Pachuco on ARM now bootstraps for me in a couple of minutes (compared to 20 seconds on my Core2 laptop). It's necessary to set several environment variables and makefile variables to get there, but most of those should go away as I refine the port.

dwragg@bb5a:/tmp/pachuco$ make clean ; HEAP_SIZE=8 BOOTSTRAP_HOST=192.168.1.65 BOOTSTRAP_COMPILER_REMOTE=/home/dwragg/work/pachuco/scripts/sbcl-wrapper time make BOOTSTRAP_COMPILER=scripts/remote-bootstrap CODEGEN=simple COMPILEOPTS="-S -s" 
rm -rf build
mkdir -p build
scripts/compile -C scripts/remote-bootstrap -S -s -o build/stage0-test test/test.pco
build/stage0-test
Tests done
mkdir -p build
scripts/compile -C scripts/remote-bootstrap -S -s -o build/stage0-gc-test test/gc-test.pco
build/stage0-gc-test
GC tests done
mkdir -p build
scripts/compile -C scripts/remote-bootstrap -S -s -o build/stage1 language/util.pco language/expander.pco language/interpreter.pco compiler/walker.pco compiler/mach.pco compiler/mach-32bit.pco compiler/mach-arm.pco compiler/compiler.pco compiler/codegen-simple.pco compiler/codegen-generic.pco compiler/codegen-arm.pco compiler/driver.pco compiler/drivermain.pco
mkdir -p build
scripts/compile -C build/stage1 -S -s -o build/stage2 language/util.pco language/expander.pco language/interpreter.pco compiler/walker.pco compiler/mach.pco compiler/mach-32bit.pco compiler/mach-arm.pco compiler/compiler.pco compiler/codegen-simple.pco compiler/codegen-generic.pco compiler/codegen-arm.pco compiler/driver.pco compiler/drivermain.pco
mkdir -p build
scripts/compile -C build/stage2 -S -s -o build/stage3 language/util.pco language/expander.pco language/interpreter.pco compiler/walker.pco compiler/mach.pco compiler/mach-32bit.pco compiler/mach-arm.pco compiler/compiler.pco compiler/codegen-simple.pco compiler/codegen-generic.pco compiler/codegen-arm.pco compiler/driver.pco compiler/drivermain.pco
cmp -s build/stage2.s build/stage3.s
114.33user 11.71system 2:37.19elapsed 80%CPU (0avgtext+0avgdata 0maxresident)k
109088inputs+42832outputs (526major+137598minor)pagefaults 0swaps

1 comment

And I wore an onion on my belt, which was the style at the time

A local kernel exploit in the Linux kernel, involving access to a NULL pointer, was publicized recently and got a lot of attention. Jonathon Corbet provided a detailed two-part writeup on LWN.net (part 1, part 2).
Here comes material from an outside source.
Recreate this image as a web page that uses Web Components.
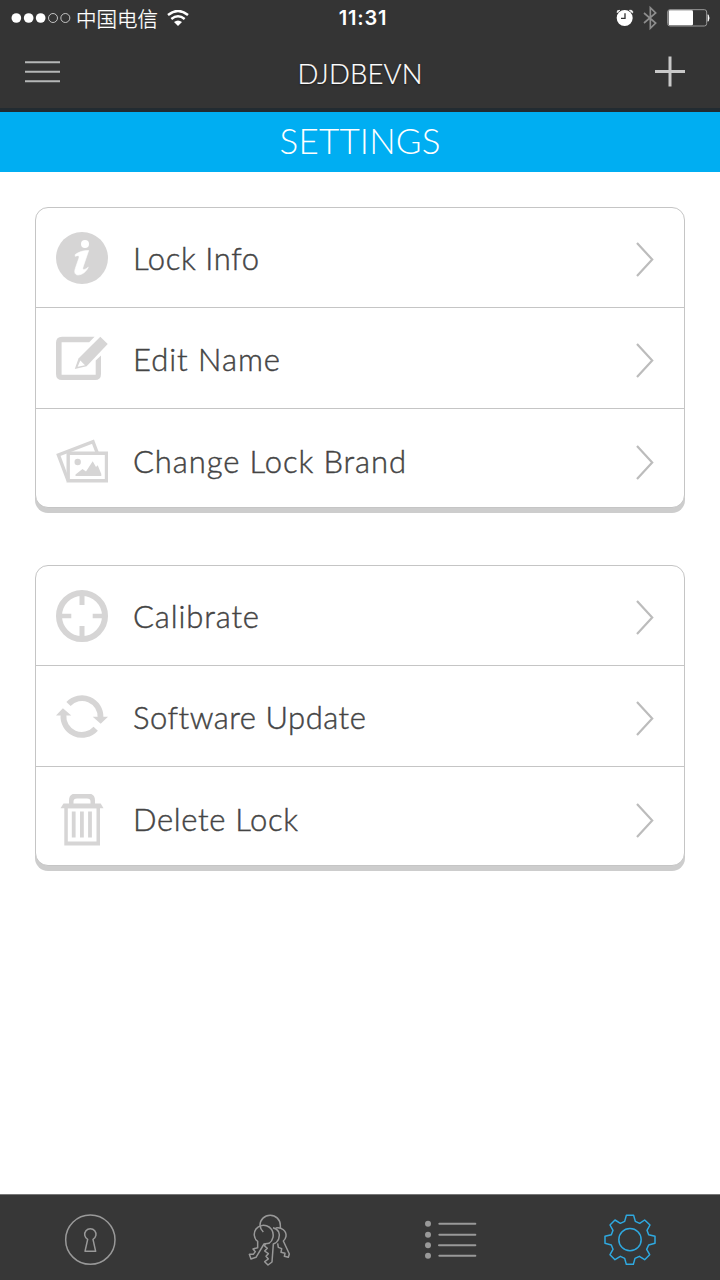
<!DOCTYPE html>
<html lang="en">
<head>
<meta charset="utf-8">
<title>Settings</title>
<style>
html,body{margin:0;height:100%;background:#fff}
</style>
</head>
<body>
<settings-app></settings-app>
<script>
function define(name, markup, setup) {
  const t = document.createElement('template');
  t.innerHTML = markup;
  customElements.define(name, class extends HTMLElement {
    constructor() {
      super();
      this.attachShadow({mode: 'open'}).appendChild(t.content.cloneNode(true));
    }
    connectedCallback() { if (setup) setup(this, this.shadowRoot); }
  });
}

const ICONS = {
  info: `<circle cx="26" cy="26" r="26"/><g fill="#fff"><circle cx="29" cy="12" r="4"/><path d="M19.2 22.6C23 19.8 27.500 18.300 32.700 18.500L27 35.200C26 38.300 28.500 38.300 32.300 35.200C30 40.200 26 42.800 21.800 43C18.600 42.700 18.200 40 19.300 36.500L22.800 26.300C23.600 23.200 22.200 23.200 19.200 24.300Z" stroke="#fff" stroke-width=".6" stroke-linejoin="round"/></g>`,
  edit: `<path d="M38.600 4.700H6Q0 4.700 0 10.700V42Q0 48 6 48H39Q45 48 45 42V23.500L39.700 28.500V42.700H5.600V10.200H33.200Z"/><path d="M44.300 4.700L51.700 12L30.600 34.300L18.800 37L22.500 26.500Z"/><path d="M24.300 28.500L29 33.200L21.600 34.700Z" fill="#fff"/>`,
  pictures: `<path d="M12 44.500L2.400 18.900L37 5.700L41.300 17" fill="none" stroke="#d6d5d5" stroke-width="3.400"/><path d="M12.200 17.200H50.500V44.800H12.200Z" fill="#fff" stroke="#d6d5d5" stroke-width="3.400"/><circle cx="21.700" cy="26" r="3.200"/><path d="M19.500 40V38.500L26.500 33L30 35.500L36.700 25.300L40 31L41.700 29.300L45.300 38V40Z"/>`,
  calibrate: `<circle cx="26" cy="26" r="23" fill="none" stroke="#d6d5d5" stroke-width="6"/><path d="M23.500 5h5v10h-5zM23.500 36h5v11h-5zM5 23.800h10.300v4.500H5zM36.700 23.800H47v4.500H36.700z"/>`,
  update: `<g fill="none" stroke="#d6d5d5" stroke-width="5.800"><path d="M12.500 14A18.500 18.500 0 0 1 44.500 27.500"/><path d="M39.700 38.700A18.500 18.500 0 0 1 7.500 24.500"/></g><path d="M36.700 26.800H52L44.700 33.800ZM0 25.500H15.300L6.900 18.200Z"/>`,
  trash: `<g transform="translate(0 -.5)"><path d="M13 11V7Q13 0 20 0H32Q39 0 39 7V11H34.500V8Q34.500 5 31 5H21Q17.500 5 17.500 8V11Z"/><path d="M7.500 10H44.700L47.500 14.800H4.500Z"/><path d="M8.300 14H44V52H8.300ZM11.800 14.800V48H40.500V14.800Z" fill-rule="evenodd"/><path d="M15.800 18h3.800v26h-3.800zM24 18h3.800v26H24zM32.100 18h3.800v26h-3.800z"/></g>`
};

function gearPath() {
  const points = [[679,91],[701,91],[706,109],[719,115],[734,105],[750,120],[741,136],[746,149],[765,154],[765,175],[746,180],[740,193],[749,209],[734,224],[718,214],[705,220],[700,238],[679,238],[674,220],[661,214],[645,224],[630,209],[639,193],[634,180],[615,175],[615,154],[634,149],[639,136],[630,120],[645,105],[661,115],[674,109]];
  return 'M' + points.map(p => p.join(' ')).join('L') + 'Z';
}

const TABS = {
  lock: ['60 75 180 180', `<circle cx="151" cy="164" r="74"/><path d="M143 163A17 17 0 1 1 159 163L167 199H135Z"/>`],
  keys: ['600 75 180 180', `<path d="M670 141Q661 132 660 121A30.500 30.500 0 0 1 721 121V130"/><path d="M664 122C672 119 687 122 695 134C704 148 699 168 687 175L672 177L648 217L633 222L628 208L640 208L646 200L639 192L653 188V169C641 161 640 143 648 132Q654 124 664 122Z"/><path d="M699 128C716 132 722 147 716 162Q712 173 700 177L696 231L684 240L674 230L685 222L678 214L685 206L674 198L682 190L674 183L676 175"/><path d="M707 129C725 125 740 139 738 154Q736 163 730 168L748 207L745 217L733 214L735 205L723 202L725 191L715 187L713 175"/>`],
  list: ['60 75 180 180', `<g fill="#999" stroke="none"><circle cx="84" cy="116" r="9"/><circle cx="84" cy="149" r="9"/><circle cx="84" cy="181" r="9"/><circle cx="84" cy="212" r="9"/></g><path d="M118 116.500H226M118 149H226M117 181H226M118 212.500H226" stroke-width="6" stroke-linecap="round"/>`],
  gear: ['600 75 180 180', `<path d="${gearPath()}"/><circle cx="690" cy="164" r="33.500"/>`]
};

// Text tracked out to a given width; the trailing space is cancelled by a negative margin.
define('tracked-text', `
<style>
:host{display:inline-block;white-space:nowrap}
</style><slot></slot>`,
el => {
  const n = el.textContent.length - 1;
  const gap = (+el.getAttribute('width') - el.getBoundingClientRect().width) / n;
  el.style.letterSpacing = gap + 'px';
  el.style.marginRight = -gap + 'px';
});

define('status-bar', `
<style>
:host{display:grid;grid-template-columns:1fr auto 1fr;height:36px;align-items:center;color:#fff}
svg{display:block}
.left{display:flex;align-items:center;padding-left:11px}
.carrier{font:300 20.500px/30px "Noto Sans CJK SC",sans-serif;-webkit-text-stroke:.3px #fff;margin:0 9px 1px 5px}
.time{font:600 20px/24px Inter,sans-serif;letter-spacing:.8px;margin-left:6px}
.right{display:flex;justify-content:flex-end}
</style>
<div class="left">
<svg width="60" height="12" viewBox="33 34 180 36" fill="#fff"><circle cx="49" cy="52" r="14.500"/><circle cx="86" cy="52" r="14.500"/><circle cx="122" cy="52" r="14.500"/><g fill="none" stroke="#ddd" stroke-width="2.500"><circle cx="159" cy="52" r="13.500"/><circle cx="196" cy="52" r="13.500"/></g></svg>
<span class="carrier">中国电信</span>
<svg width="22" height="17" viewBox="501 27 66 51"><g fill="none" stroke="#fff" stroke-width="7.500"><path d="M504 42Q534 18 564 42M514 54Q534 38 554 54"/></g><path d="M522 63Q534 54 546 63L534 75Z" fill="#fff"/></svg>
</div>
<span class="time">11:31</span>
<div class="right">
<svg width="110" height="30" viewBox="90 9 330 90"><circle cx="134" cy="54" r="24" fill="#fff"/><path d="M111 38Q110 29 120 31ZM148 31Q160 29 158 39Z" fill="#fff" stroke="#fff" stroke-width="2"/><path d="M135 40V55H123" fill="none" stroke="#333" stroke-width="4"/><path d="M192 39L227 69L211 85V23L227 39L192 69" fill="none" stroke="#8d8d8d" stroke-width="5"/><rect x="263" y="29" width="117" height="49" rx="7" fill="none" stroke="#999" stroke-width="3"/><rect x="266" y="31" width="73" height="45" rx="4" fill="#fff"/><path d="M384 44Q391 54 384 64Z" fill="#fff" stroke="#fff" stroke-width="2"/></svg>
</div>`);

define('nav-bar', `
<style>
:host{display:grid;grid-template-columns:90px 1fr 90px;height:72px;align-items:center;border-bottom:4px solid #222b31}
svg{display:block}
h1{margin:0;text-align:center;color:#fff;font:300 27.500px/36px Lato,sans-serif;text-shadow:0 1px 2px #0008;-webkit-text-stroke:.2px #fff;padding-top:4px}
.plus{justify-self:end;margin-right:34px}
.menu{margin:0 0 1px 25px}
</style>
<svg class="menu" width="36" height="24" fill="none" stroke="#b5b7b7" stroke-width="2"><path d="M0 2.300H35M0 11.700H35M0 21.300H35"/></svg>
<h1><slot></slot></h1>
<svg class="plus" width="32" height="32" fill="none" stroke="#c8c8c8" stroke-width="3"><path d="M1 15.500H31M16 .5V30.500"/></svg>`);

define('section-title', `
<style>
:host{display:block;box-sizing:border-box;height:60px;background:#00aef2;color:#fff;text-align:center;font:300 35px/57px Lato,sans-serif}
</style><slot></slot>`);

define('settings-card', `
<style>
:host{display:block;box-sizing:border-box;height:301px;border:1px solid #c5c5c5;border-radius:13px;box-shadow:0 5px 0 #cdcdcd;background:#fff}
</style><slot></slot>`);

define('settings-row', `
<style>
:host{display:flex;box-sizing:border-box;height:100px;align-items:flex-start;border-bottom:1px solid #c5c5c5;padding:0 30px 0 20px}
:host(:nth-of-type(2)){height:101px}
:host(:last-of-type){border-bottom:0;height:98px}
.icon{display:block;flex:none;width:52px;height:52px;margin-top:calc(23.500px + var(--shift,0px))}
.label{flex:1;margin-left:25px;white-space:nowrap;color:#444;font:300 31px/40px Lato,sans-serif;-webkit-text-stroke:.45px #444;margin-top:calc(30px + var(--label-shift,0px))}
.chev{display:block;flex:none;margin-top:calc(33px + var(--chev-shift,0px))}
</style>
<svg class="icon" viewBox="0 0 52 52" fill="#d6d5d5"></svg>
<span class="label"><slot></slot></span>
<svg class="chev" width="19" height="38" fill="none" stroke="#bcbcbc" stroke-width="2.200"><path d="M2 2L17.200 18.500L2 35"/></svg>`,
(el, root) => {
  root.querySelector('.icon').innerHTML = ICONS[el.getAttribute('icon')];
});

define('tab-item', `
<style>
:host{display:grid;place-items:center;padding-top:5px;color:#999}
:host([active]){color:#2fa9e0}
svg{display:block}
</style>
<svg width="60" height="60" fill="none" stroke="currentColor" stroke-width="4.500" stroke-linejoin="round"></svg>`,
(el, root) => {
  const [box, art] = TABS[el.getAttribute('icon')];
  const svg = root.querySelector('svg');
  svg.setAttribute('viewBox', box);
  svg.innerHTML = art;
});

define('tab-bar', `
<style>
:host{display:grid;grid-template-columns:repeat(4,1fr);box-sizing:border-box;height:86px;background:#373737;border-top:1px solid #777}
</style><slot></slot>`);

define('settings-app', `
<style>
:host{display:flex;flex-direction:column;width:720px;height:1280px;background:#fff;overflow:hidden}
header{background:#343434}
main{flex:1;display:flex;flex-direction:column;gap:57px;padding:35px 35px 0}
.mid{--label-shift:.5px;--chev-shift:1px}
.low{--shift:3.500px;--label-shift:2px;--chev-shift:2px}
</style>
<header>
<status-bar></status-bar>
<nav-bar><tracked-text width="125">DJDBEVN</tracked-text></nav-bar>
</header>
<section-title><tracked-text width="161">SETTINGS</tracked-text></section-title>
<main>
<settings-card>
<settings-row icon="info"><tracked-text width="126">Lock Info</tracked-text></settings-row>
<settings-row class="mid" icon="edit"><tracked-text width="147">Edit Name</tracked-text></settings-row>
<settings-row class="low" icon="pictures"><tracked-text width="273">Change Lock Brand</tracked-text></settings-row>
</settings-card>
<settings-card>
<settings-row icon="calibrate"><tracked-text width="126">Calibrate</tracked-text></settings-row>
<settings-row class="mid" icon="update"><tracked-text width="232">Software Update</tracked-text></settings-row>
<settings-row class="low" icon="trash"><tracked-text width="165">Delete Lock</tracked-text></settings-row>
</settings-card>
</main>
<tab-bar>
<tab-item icon="lock"></tab-item>
<tab-item icon="keys"></tab-item>
<tab-item icon="list"></tab-item>
<tab-item icon="gear" active></tab-item>
</tab-bar>`);
</script>
</body>
</html>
The key to the vulnerability is this: If the kernel tries to dereference a NULL pointer, i.e. tries to access memory at address 0 or nearby, it actually accesses the virtual memory space of the current user process (since Linux on x86 gives the bottom 3GB of the virtual memory space to the user process and reserves the top 1GB for the kernel). And user processes can arrange for memory to be mapped at address 0 (at least under certain circumstances). So it is possible that a NULL pointer dereference in the kernel will not fail with a page-fault exception, as would usually be expected, but will actually return data that is controlled by the user process. This allows an exploit to be crafted.

One thing that I haven't seen mentioned in the ensuing coverage is the fact, once upon a time, Linux excluded such vulnerabilities by design. Actually, I hadn't noticed, or have managed to forget, that Linux changed its design, so I was a bit surprised to learn that it is vulnerable to such exploits.

Back at the dawn of time, Linux on x86 used the same 3GB/1GB virtual memory split that it does today. But it also used segments to prevent unintended access from kernel code to user-space memory. The segments used when executing kernel code covered only the top 1GB of the linear memory space, so that it was impossible to accidentally access user-space addresses. Address 0 at the bottom of the kernel's segment actually referred to linear address 0xc000000, inside the kernels address space, away from the control of user processes. When kernel code really wanted to read or write the memory of a user process, it had to call special functions to do so, which used non-default segment registers.

This changed in linux-2.1.0, back in 1996. In fact, this was the major change separating 2.1.x from the 2.0.x series, and Linus devoted his pre-2.1.0 release note to this topic. Since then, Linux on x86 has used a “flat” segment model for the kernel: The segments simply cover the whole of the linear address space, from 0 to 4GB. Linus didn't highlight one unfortunate consequence of this change — user processes can control whether NULL pointer dereferences from inside the kernel succeed, and what data they yield.

I'm not aware of anything in principle that would prevent this change being reverted on x86. But the x86-64 architecture more or less disables segmentation, so it can't support a rigid distinction between the kernel and user address spaces in the same way (in fact, I can't think of any practical way to achieve something like that on x86-64). In contrast, the RISC architectures supported by Linux tend to include some notion of address space identifiers, which are used to distinguish the user memory space from the kernel memory space, so they do not have such vulnerabilities. Certainly SPARC does this, and even ARM seems to include appropriate facilities.

All of this is probably only of historical interest. But I do find the present solutions to this vulnerability, which restrict how a user process can arrange its address space, to be regrettable. There is a pleasing purity in the idea that user processes should be able to arrange their address space however they like, and the same for the kernel, without interactions between them.